The valence dimension of affect is a salient property of emotions that can be easily signaled and received via nonverbal cues. Emotional expressions are thought to evolve as a pre-language form of communication that allows group members to track the intentions and attitudes of others. The basic facial expressions of emotions (anger, happiness, fear, surprise, disgust, and sadness) are universal, which means that they are easily recognized across different cultures (Ekman, 1992; Ekman & Friesen, 1971). Emotional facial expressions are also very rapidly processed by the brain (Batty & Taylor, 2003) and effectively recognized even if presented in the peripheral field of vision (Goren & Wilson, 2006), which supports the thesis of the automaticity of their analysis. The ability to encode other people’s emotions might have played an important role in survival since it informs about the possible outcomes of interaction and facilitates approach-avoidance behavior (Strack & Deutsch, 2004). In the current studies, we aim to investigate how observed synchronization affects inferences about emotionally neutral people depending on the valence of faces with which they were synchronized.

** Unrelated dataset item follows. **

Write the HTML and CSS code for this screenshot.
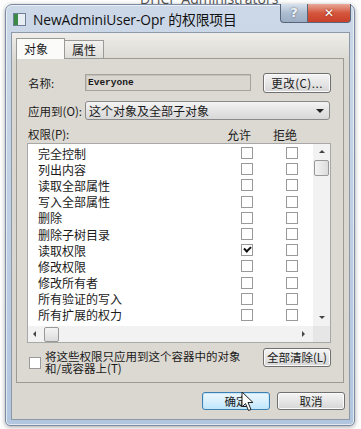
FILE: index.html
```html
<!DOCTYPE html>
<html lang="zh-CN">
<head>
    <meta charset="UTF-8">
    <title>NewAdminiUser-Opr 的权限项目</title>
    <link rel="stylesheet" href="styles.css">
</head>
<body>
    <div class="backdrop">
        <span class="ghost ghost-top">DHCP Administrators</span>
    </div>

    <div class="window">
        <div class="titlebar">
            <span class="app-icon"></span>
            <span class="title">NewAdminiUser-Opr 的权限项目</span>
            <div class="caption-buttons">
                <span class="cap-btn help">?</span>
                <span class="cap-btn close">&#x2715;</span>
            </div>
        </div>

        <div class="client">
            <div class="tabs">
                <span class="tab active">对象</span>
                <span class="tab">属性</span>
            </div>

            <div class="panel">
                <div class="field-row">
                    <span class="label">名称:</span>
                    <span class="textbox">Everyone</span>
                    <span class="btn change">更改(C)...</span>
                </div>

                <div class="field-row apply-row">
                    <span class="label">应用到(O):</span>
                    <span class="combo">这个对象及全部子对象<span class="combo-arrow"></span></span>
                </div>

                <div class="perm-head">
                    <span class="perm-title">权限(P):</span>
                    <span class="col-head">允许</span>
                    <span class="col-head">拒绝</span>
                </div>

                <div class="listbox">
                    <div class="list-body">
                        <div class="rows" id="rows"></div>
                        <div class="vscroll">
                            <span class="arrow up"></span>
                            <span class="vthumb"></span>
                            <span class="vtrack"></span>
                            <span class="arrow down"></span>
                        </div>
                    </div>
                    <div class="hscroll">
                        <span class="arrow left"></span>
                        <span class="hthumb"></span>
                        <span class="htrack"></span>
                        <span class="arrow right"></span>
                        <span class="corner"></span>
                    </div>
                </div>

                <div class="bottom-row">
                    <span class="check big"></span>
                    <span class="inherit-text">将这些权限只应用到这个容器中的对象<br>和/或容器上(T)</span>
                    <span class="btn clear">全部清除(L)</span>
                </div>
            </div>

            <div class="actions">
                <span class="btn action ok">确定</span>
                <span class="btn action">取消</span>
            </div>
        </div>

        <svg class="cursor" width="14" height="21" viewBox="0 0 14 21">
            <path d="M1 1 L1 16 L4.5 12.5 L7.5 19.5 L10 18.5 L7 11.5 L12 11.5 Z" fill="#fff" stroke="#222" stroke-width="1"/>
        </svg>
    </div>

    <script>
        var perms = [
            ['完全控制', false], ['列出内容', false], ['读取全部属性', false],
            ['写入全部属性', false], ['删除', false], ['删除子树目录', false],
            ['读取权限', true], ['修改权限', false], ['修改所有者', false],
            ['所有验证的写入', false], ['所有扩展的权力', false]
        ];
        var rows = document.getElementById('rows');
        perms.forEach(function (p) {
            var row = document.createElement('div');
            row.className = 'row';
            row.innerHTML = '<span class="perm-name">' + p[0] + '</span>' +
                '<span class="check' + (p[1] ? ' checked' : '') + '"></span>' +
                '<span class="check"></span>';
            rows.appendChild(row);
        });
    </script>
</body>
</html>
```

FILE: styles.css
```css
body {
    margin: 0;
    width: 361px;
    height: 429px;
    overflow: hidden;
    background: #fdfdfd;
    font-family: "Noto Sans CJK SC", "Noto Sans", sans-serif;
    font-size: 11.5px;
    color: #1a1a1a;
    position: relative;
}
.backdrop {
    position: absolute;
    inset: 0;
}
.ghost {
    position: absolute;
    font-family: "Open Sans", sans-serif;
    font-size: 14px;
    color: #555;
}
.ghost-top {
    left: 140px;
    top: -11px;
}
.window {
    position: absolute;
    left: 5px;
    top: 4px;
    width: 348px;
    height: 420px;
    border: 1px solid #7a8ba3;
    border-radius: 7px 7px 5px 5px;
    background: linear-gradient(to bottom, rgba(200, 213, 230, 0.92), rgba(176, 196, 222, 0.97));
    box-shadow: 0 1px 4px rgba(0, 0, 0, 0.35), inset 0 0 0 1px rgba(255, 255, 255, 0.6);
    display: flex;
    flex-direction: column;
}
.titlebar {
    height: 27px;
    display: flex;
    align-items: flex-start;
    flex: none;
}
.app-icon {
    width: 11px;
    height: 11px;
    margin: 8px 7px 0 7px;
    background: linear-gradient(to right, #3d8a46 0 4px, #e8eef4 4px);
    border: 1px solid #6d8095;
}
.title {
    margin-top: 4px;
    font-family: "Open Sans", "Noto Sans CJK SC", sans-serif;
    font-size: 13.8px;
    color: #111;
    letter-spacing: -0.1px;
}
.caption-buttons {
    margin-left: auto;
    margin-right: 3px;
    display: flex;
    margin-top: -1px;
}
.cap-btn {
    height: 18px;
    border: 1px solid #59657a;
    border-top: none;
    color: #fff;
    font-weight: bold;
    text-align: center;
    line-height: 18px;
}
.help {
    width: 26px;
    border-radius: 0 0 0 4px;
    background: linear-gradient(to bottom, #d8e2ee, #aebdd0 50%, #9cadc3);
    color: #eef2f7;
    font-family: "DejaVu Sans", sans-serif;
    font-size: 13px;
    text-shadow: 0 0 2px #4d5b6f;
}
.close {
    width: 42px;
    border-left: none;
    border-radius: 0 0 4px 0;
    background: linear-gradient(to bottom, #e8a99a, #d4563c 50%, #c9402a);
    font-family: "DejaVu Sans", sans-serif;
    font-size: 12px;
    text-shadow: 0 0 2px #6d1d10;
}
.client {
    margin: 0 4px 5px 5px;
    flex: 1;
    border: 1px solid #8d99a9;
    background: linear-gradient(to bottom, #eeede9, #dad7d0 30px);
    padding: 4px 5px 0 4px;
    display: flex;
    flex-direction: column;
}
.client > * {
    flex: none;
}
.tabs {
    display: flex;
    align-items: flex-end;
    height: 21px;
    padding-left: 1px;
}
.tab {
    height: 17px;
    padding: 0 7px;
    border: 1px solid #9a9a96;
    border-bottom: none;
    background: linear-gradient(to bottom, #f2f2f0, #e0deda);
    line-height: 18px;
    font-size: 12px;
    margin-left: -1px;
}
.tab.active {
    height: 20px;
    width: 33px;
    background: #fbfbfa;
    position: relative;
    z-index: 1;
    margin-bottom: -1px;
    line-height: 20px;
}
.panel {
    border: 1px solid #9a9a96;
    background: #dcd9d2;
    height: 323px;
    padding: 0 14px 0 10px;
    display: flex;
    flex-direction: column;
}
.panel > * {
    flex: none;
}
.field-row {
    display: flex;
    align-items: center;
    margin-top: 14px;
    height: 19px;
    padding-left: 1px;
}
.label {
    width: 57px;
    flex: none;
}
.textbox {
    width: 162px;
    height: 15px;
    border: 1px solid #a6a39c;
    background: #dad7d1;
    font-family: "Liberation Mono", monospace;
    font-weight: bold;
    font-size: 9.5px;
    line-height: 15px;
    padding-left: 2px;
    box-shadow: inset 1px 1px 0 #c4c1ba;
}
.btn {
    border: 1px solid #707070;
    border-radius: 3px;
    background: linear-gradient(to bottom, #f4f4f4, #e6e6e6 50%, #d6d6d6);
    box-shadow: inset 0 0 0 1px #fbfbfb;
    text-align: center;
    white-space: nowrap;
}
.change {
    margin-left: auto;
    width: 66px;
    height: 18px;
    line-height: 18px;
    letter-spacing: 0.5px;
    margin-right: -2px;
}
.apply-row {
    margin-top: 9px;
}
.apply-row .label {
    width: 57px;
}
.combo {
    flex: 1;
    height: 17px;
    border: 1px solid #8a8a8a;
    border-radius: 3px;
    background: linear-gradient(to bottom, #f4f4f4, #e4e4e4 50%, #d8d8d8);
    padding-left: 3px;
    line-height: 17px;
    font-size: 12px;
    display: flex;
    align-items: center;
    margin-right: -1px;
}
.combo-arrow {
    margin-left: auto;
    margin-right: 5px;
    border: 4px solid transparent;
    border-top: 4px solid #222;
    border-bottom: none;
}
.perm-head {
    display: flex;
    margin-top: 5px;
    height: 18px;
    align-items: center;
    padding-left: 1px;
    padding-right: 10px;
}
.perm-title {
    flex: 1;
}
.col-head {
    width: 46px;
    font-size: 12px;
}
.listbox {
    margin-top: 0;
    width: 302px;
    border: 1px solid #a8a8a8;
    background: #fff;
}
.list-body {
    display: flex;
    height: 182px;
}
.rows {
    width: 285px;
    padding-top: 1px;
}
.row {
    display: flex;
    align-items: center;
    height: 16.2px;
}
.perm-name {
    flex: none;
    box-sizing: border-box;
    width: 213px;
    padding-left: 10px;
    font-size: 12px;
}
.check {
    flex: none;
    width: 10px;
    height: 10px;
    border: 1px solid #9a9a9a;
    background: #fff;
    margin-right: 33px;
    position: relative;
}
.row .check:last-child {
    margin-right: 0;
}
.check.checked::after {
    content: "";
    position: absolute;
    left: 2px;
    top: 1px;
    width: 5px;
    height: 3px;
    border-left: 2px solid #111;
    border-bottom: 2px solid #111;
    transform: rotate(-45deg);
}
.vscroll {
    width: 17px;
    display: flex;
    flex-direction: column;
    align-items: center;
    background: #f2f2f2;
}
.arrow {
    width: 16px;
    height: 16px;
    position: relative;
    flex: none;
}
.arrow::after {
    content: "";
    position: absolute;
    left: 5px;
    top: 6px;
    border: 3px solid transparent;
}
.up::after { border-bottom: 3px solid #444; border-top: none; }
.down::after { border-top: 3px solid #444; border-bottom: none; }
.left::after { border-right: 3px solid #444; border-left: none; top: 5px; }
.right::after { border-left: 3px solid #444; border-right: none; top: 5px; }
.vthumb {
    width: 13px;
    height: 14px;
    border: 1px solid #989898;
    border-radius: 2px;
    background: linear-gradient(to right, #f4f4f4, #dcdcdc);
}
.vtrack {
    flex: 1;
}
.hscroll {
    display: flex;
    height: 16px;
    align-items: center;
    background: #f2f2f2;
}
.hthumb {
    width: 13px;
    height: 13px;
    border: 1px solid #989898;
    border-radius: 2px;
    background: linear-gradient(to bottom, #f4f4f4, #dcdcdc);
}
.htrack {
    flex: 1;
}
.corner {
    width: 17px;
    height: 16px;
    background: #e6e6e6;
}
.bottom-row {
    display: flex;
    align-items: flex-start;
    margin-top: 5px;
}
.check.big {
    margin: 9px 4px 0 2px;
    width: 10px;
    height: 10px;
}
.inherit-text {
    flex: 1;
    line-height: 11.5px;
    font-size: 11.5px;
    margin-top: 3px;
}
.clear {
    width: 66px;
    height: 17px;
    line-height: 17px;
    margin-right: -2px;
}
.actions {
    display: flex;
    justify-content: flex-end;
    gap: 7px;
    margin-top: 9px;
    margin-right: -1px;
}
.action {
    width: 66px;
    height: 16px;
    line-height: 16px;
}
.ok {
    border-color: #3c7fb1;
    background: linear-gradient(to bottom, #eaf6fd, #d9f0fc 50%, #bee6fd);
    box-shadow: inset 0 0 0 1px #c6e7f9;
}
.cursor {
    position: absolute;
    left: 235px;
    top: 386px;
}
```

In two studies, we explore how different modes of synchronization influence emotional responses towards the emotionally neutral person. In the first experiment, synchronization was operationalized as synchronous flashing of the observed faces. In the second study, the faces were synchronizing via emergence of movement in a common direction. Depending on the experimental condition, the neutral face was synchronized with either joyful or angry faces. In both studies, we assumed that the consequences of such observations could be principally twofold: first, an emotionally neutral face may be perceived as expressing positive or negative emotions more strongly, and second, the observer’s attitude towards this person may be biased for higher or lower expressed willingness to interact with them. The first hypothesized effect refers to the phenomenon that perception of faces can be situationally biased by contextual information, including visual, verbal, and auditory cues (Anderson, Siegel, Bliss-Moreau, & Barrett, 2011; Wieser & Brosch, 2012; Wieser et al., 2014). The second hypothesized effect goes beyond momentary perception and is intended to demonstrate that synchronization with other emotional faces may also influence the formation of more generalized attitudes towards the person, which depend less on situational cues and develop on a larger time scale. In both studies, we hypothesized that observed synchronization would bias the perception of emotions expressed by a neutral face and the declared attitude towards them in the direction congruent with the emotional valence of the faces with which they were synchronized.

Study 1

In this study we operationalized synchronization as the synchronous flashing of faces. Participants watched a presentation with a neutral face in a red frame surrounded by faces expressing emotions of either anger or joy (surrounding conditions), which were presented either synchronously flashing or statically exposed (exposure conditions). Afterwards, participants were asked to report the perceived emotional expressions of the observed neutral person and choose whether they would like to further interact with them.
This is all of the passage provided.